◆ **Collected material**:
· · · · ·

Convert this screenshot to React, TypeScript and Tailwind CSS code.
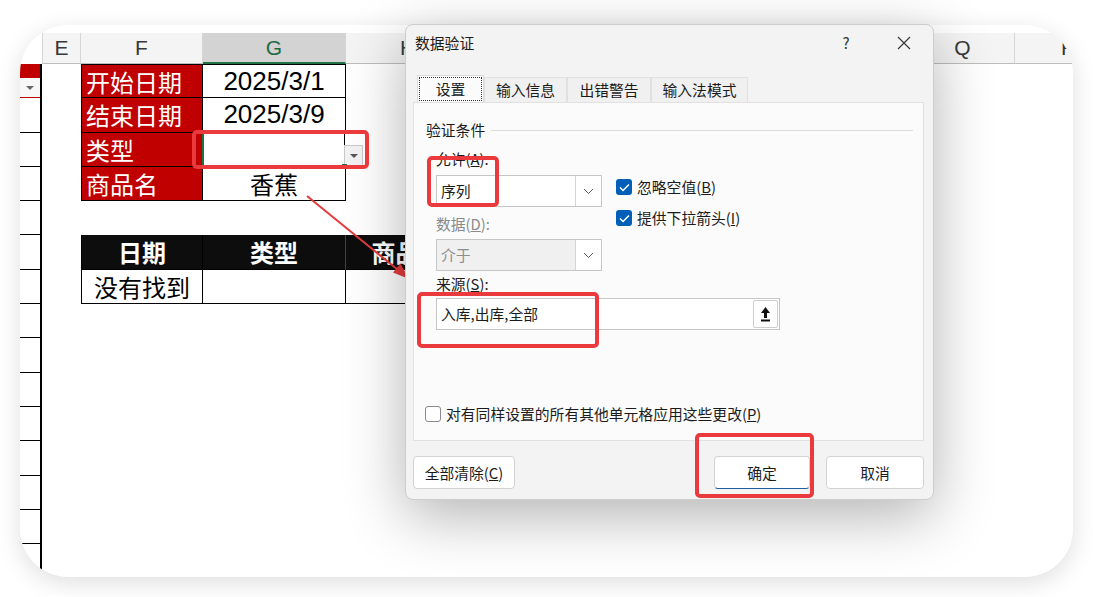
import React from 'react';

const RED = 'bg-[#c00000]';

const Chevron = () => (
  <svg width="11" height="7" viewBox="0 0 11 7" fill="none">
    <path d="M1 1l4.5 4.5L10 1" stroke="#5c5c5c" strokeWidth="1" />
  </svg>
);

const CheckBox = ({ checked, label }: { checked?: boolean; label: React.ReactNode }) => (
  <div className="flex h-[20px] items-center">
    {checked ? (
      <span className="flex h-[16px] w-[16px] items-center justify-center rounded-[3px] bg-[#005fb8]">
        <svg width="11" height="9" viewBox="0 0 11 9" fill="none">
          <path d="M1 4.6l3 3L10 1.4" stroke="white" strokeWidth="1.4" />
        </svg>
      </span>
    ) : (
      <span className="h-[16px] w-[16px] rounded-[3px] border border-[#8a8a8a] bg-white" />
    )}
    <span className="ml-[5px]">{label}</span>
  </div>
);

const Select = ({ value, disabled }: { value: string; disabled?: boolean }) => (
  <div
    className={
      'flex h-[32px] w-[166px] items-center border border-[#c6c6c6] ' +
      (disabled ? 'bg-[#f0f0f0] text-[#8d8d8d]' : 'bg-white')
    }
  >
    <span className="flex-1 pl-[4px]">{value}</span>
    <span className="flex h-full w-[26px] items-center justify-center border-l border-[#d4d4d4] bg-white">
      <Chevron />
    </span>
  </div>
);

const Mark = ({ className }: { className: string }) => (
  <div className={'absolute rounded-[5px] border-[4px] border-[#eb3a3d] ' + className} />
);

function HeaderRow() {
  const cell = 'flex shrink-0 items-center justify-center border-r border-[#d6d6d6]';
  return (
    <div className="flex h-[31px] [font-family:'Liberation_Sans',sans-serif] text-[21px] text-[#383838]">
      <div className="w-[22px] shrink-0 bg-white" />
      <div className={cell + ' w-[39px] border-l border-b border-b-[#bdbdbd] bg-[#f4f4f4]'}>E</div>
      <div className={cell + ' w-[122px] border-b border-b-[#bdbdbd] bg-[#f4f4f4]'}>F</div>
      <div className={cell + ' w-[143px] border-b-2 border-b-[#217346] bg-[#d3d3d3] text-[#1f6b40]'}>G</div>
      <div className={cell + ' w-[124px] border-b border-b-[#bdbdbd] bg-[#f4f4f4]'}>H</div>
      <div className="w-[441px] shrink-0 border-b border-[#bdbdbd] bg-[#f4f4f4]" />
      <div className={cell + ' w-[104px] border-b border-b-[#bdbdbd] bg-[#f4f4f4]'}>Q</div>
      <div className="flex flex-1 items-center border-b border-[#bdbdbd] bg-[#f4f4f4] pl-[46px]">R</div>
    </div>
  );
}

const Strip = () => <div className="w-[22px] shrink-0 border-b border-r-2 border-black" />;

function Sheet() {
  const f = 'w-[122px] shrink-0 border-x border-b border-black';
  const g = 'w-[143px] shrink-0 border-r border-b border-black';
  const h = 'w-[124px] shrink-0 border-r border-b border-black';
  const row = 'flex h-[34.3px] text-[24px] leading-[33px]';
  const num = "[font-family:'Liberation_Sans',sans-serif] text-[26px]";
  return (
    <div className="flex h-full flex-col">
      <HeaderRow />
      {/* row 1 */}
      <div className={row}>
        <div className="flex w-[22px] shrink-0 flex-col border-r-2 border-black">
          <div className={'h-[14px] ' + RED} />
          <div className="flex flex-1 items-center justify-end border-b border-[#c00000] bg-[#f7f7f7] pr-[6px]">
            <span className="border-x-[4px] border-t-[4px] border-x-transparent border-t-[#666]" />
          </div>
        </div>
        <div className="w-[39px] shrink-0" />
        <div className={f + ' border-t pl-[4px] text-white ' + RED}>开始日期</div>
        <div className={g + ' border-t text-center ' + num}>2025/3/1</div>
      </div>
      {/* row 2 */}
      <div className={row}>
        <Strip />
        <div className="w-[39px] shrink-0" />
        <div className={f + ' pl-[4px] text-white ' + RED}>结束日期</div>
        <div className={g + ' text-center ' + num}>2025/3/9</div>
      </div>
      {/* row 3 */}
      <div className={row}>
        <Strip />
        <div className="w-[39px] shrink-0" />
        <div className={f + ' pl-[4px] text-white ' + RED}>类型</div>
        <div className={g + ' relative border-l-2 border-l-[#1e7145] border-t border-t-[#1e7145] -ml-px'}>
          <div className="absolute left-full top-[11px] flex h-[23px] w-[19px] items-center justify-center border border-[#c9c9c9] bg-[#f2f2f2]">
            <span className="border-x-[4px] border-t-[4px] border-x-transparent border-t-[#555]" />
          </div>
          <div className="absolute -bottom-[3px] -right-[3px] h-[5px] w-[5px] bg-[#1e7145]" />
        </div>
      </div>
      {/* row 4 */}
      <div className={row}>
        <Strip />
        <div className="w-[39px] shrink-0" />
        <div className={f + ' pl-[4px] text-white ' + RED}>商品名</div>
        <div className={g + ' text-center'}>香蕉</div>
      </div>
      {/* row 5 */}
      <div className={row}>
        <Strip />
      </div>
      {/* row 6 */}
      <div className={row + ' font-bold text-white'}>
        <Strip />
        <div className="w-[39px] shrink-0" />
        <div className={f + ' bg-[#0d0d0d] text-center'}>日期</div>
        <div className="w-[143px] shrink-0 border-r border-r-[#444] border-b border-black bg-[#0d0d0d] text-center">类型</div>
        <div className={h + ' bg-[#0d0d0d] text-center'}>商品名</div>
      </div>
      {/* row 7 */}
      <div className={row}>
        <Strip />
        <div className="w-[39px] shrink-0" />
        <div className={f + ' text-center'}>没有找到</div>
        <div className={g} />
        <div className={h} />
      </div>
      {Array.from({ length: 7 }).map((_, i) => (
        <div key={i} className={row}>
          <Strip />
        </div>
      ))}
      <div className="flex flex-1">
        <div className="w-[22px] shrink-0 border-r-2 border-black" />
      </div>
    </div>
  );
}

function Dialog() {
  const tab = 'flex h-[25px] shrink-0 items-center justify-center border border-b-0 border-[#e0e0e0] bg-[#f0f0f0]';
  const btn = 'flex h-[33px] items-center justify-center rounded-[4px] border border-[#d3d3d3] bg-white';
  return (
    <div className="absolute left-[385px] top-[-1px] h-[476px] w-[529px] rounded-[8px] border border-[#cdcdcd] bg-[#f3f3f3] text-[14.8px] leading-[20px] text-[#1b1b1b] shadow-[0_16px_60px_rgba(0,0,0,0.3)]">
      <div className="flex h-[36px] items-center pl-[9px]">
        <span>数据验证</span>
        <div className="ml-auto flex items-center">
          <span className="w-[58px] text-center text-[15px] text-[#333]">?</span>
          <span className="flex w-[58px] justify-center">
            <svg width="14" height="14" viewBox="0 0 14 14">
              <path d="M1 1l12 12M13 1L1 13" stroke="#333" strokeWidth="1.1" />
            </svg>
          </span>
        </div>
      </div>
      <div className="ml-[7px] mr-[9px] mt-[14px]">
        <div className="flex h-[27px] items-end pl-[4px]">
          <div className="h-[27px] w-[67px] shrink-0 border border-b-0 border-[#dcdcdc] bg-[#fbfbfb] p-[1px]">
            <div className="flex h-full items-center justify-center border border-dotted border-[#333]">设置</div>
          </div>
          <div className={tab + ' w-[83px]'}>输入信息</div>
          <div className={tab + ' w-[84px]'}>出错警告</div>
          <div className={tab + ' w-[97px]'}>输入法模式</div>
        </div>
        <div className="h-[339px] border border-[#e1e1e1] bg-[#fbfbfb] pl-[12px] pr-[10px] pt-[17px]">
          <div className="flex items-center">
            <span>验证条件</span>
            <div className="ml-[6px] h-px flex-1 bg-[#dcdcdc]" />
          </div>
          <div className="flex pl-[10px]">
            <div className="w-[166px] shrink-0">
              <div className="mt-[9px]">允许(<u>A</u>):</div>
              <div className="mt-[6px]">
                <Select value="序列" />
              </div>
              <div className="mt-[7px] text-[#8a8a8a]">数据(<u>D</u>):</div>
              <div className="mt-[5px]">
                <Select value="介于" disabled />
              </div>
            </div>
            <div className="ml-[14px] mt-[37px] flex flex-col gap-[11px]">
              <CheckBox checked label={<>忽略空值(<u>B</u>)</>} />
              <CheckBox checked label={<>提供下拉箭头(<u>I</u>)</>} />
            </div>
          </div>
          <div className="pl-[10px]">
            <div className="mt-[3px]">来源(<u>S</u>):</div>
            <div className="mt-[4px] flex h-[32px] w-[344px] items-center border border-[#c6c6c6] bg-white pl-[4px]">
              <span className="flex-1">入库,出库,全部</span>
              <span className="mr-[1px] flex h-[28px] w-[25px] items-center justify-center rounded-[2px] border border-[#cfcfcf] bg-white">
                <svg width="11" height="16" viewBox="0 0 11 16">
                  <path d="M5.5 1L10 7H7v5H4V7H1z" fill="#111" />
                  <rect x="1" y="13.5" width="9" height="2" fill="#111" />
                </svg>
              </span>
            </div>
          </div>
          <div className="ml-[-1px] mt-[74px]">
            <CheckBox label={<>对有同样设置的所有其他单元格应用这些更改(<u>P</u>)</>} />
          </div>
        </div>
      </div>
      <div className="mt-[15px] flex pl-[7px] pr-[9px]">
        <div className={btn + ' w-[102px]'}>全部清除(<u>C</u>)</div>
        <div className={btn + ' ml-auto w-[96px] border-[#6f8fb0] border-b-[#1f5fa0]'}>确定</div>
        <div className={btn + ' ml-[16px] w-[98px]'}>取消</div>
      </div>
    </div>
  );
}

export default function App() {
  return (
    <div className="h-[597px] w-[1093px] overflow-hidden bg-white pt-[25px] [font-family:'Noto_Sans_CJK_SC',sans-serif]">
      <div className="relative ml-[20px] h-[552px] w-[1053px]">
        <div className="h-full overflow-hidden rounded-[48px] bg-white pt-[8px] shadow-[0_6px_24px_rgba(0,0,0,0.13)]">
          <Sheet />
        </div>
        <svg className="pointer-events-none absolute left-0 top-0" width="1053" height="552">
          <line x1="287" y1="171" x2="383" y2="249" stroke="#e53b3b" strokeWidth="2" />
          <polygon points="389,254 373,247.5 380.5,238.5" fill="#e53b3b" />
        </svg>
        <Dialog />
        <Mark className="left-[172px] top-[105px] h-[39px] w-[177px]" />
        <Mark className="left-[407px] top-[131px] h-[51px] w-[72px]" />
        <Mark className="left-[397px] top-[267px] h-[56px] w-[182px]" />
        <Mark className="left-[675px] top-[408px] h-[65px] w-[119px]" />
      </div>
    </div>
  );
}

· · · · ·

◆ **Work to complete**:
Reproduce the material above from its first line through the line containing "const RED = 'bg-[#c00000]';", both ends included, and skip every picture.

◆ **Solution to this task**:
Convert this screenshot to React, TypeScript and Tailwind CSS code.
import React from 'react';

const RED = 'bg-[#c00000]';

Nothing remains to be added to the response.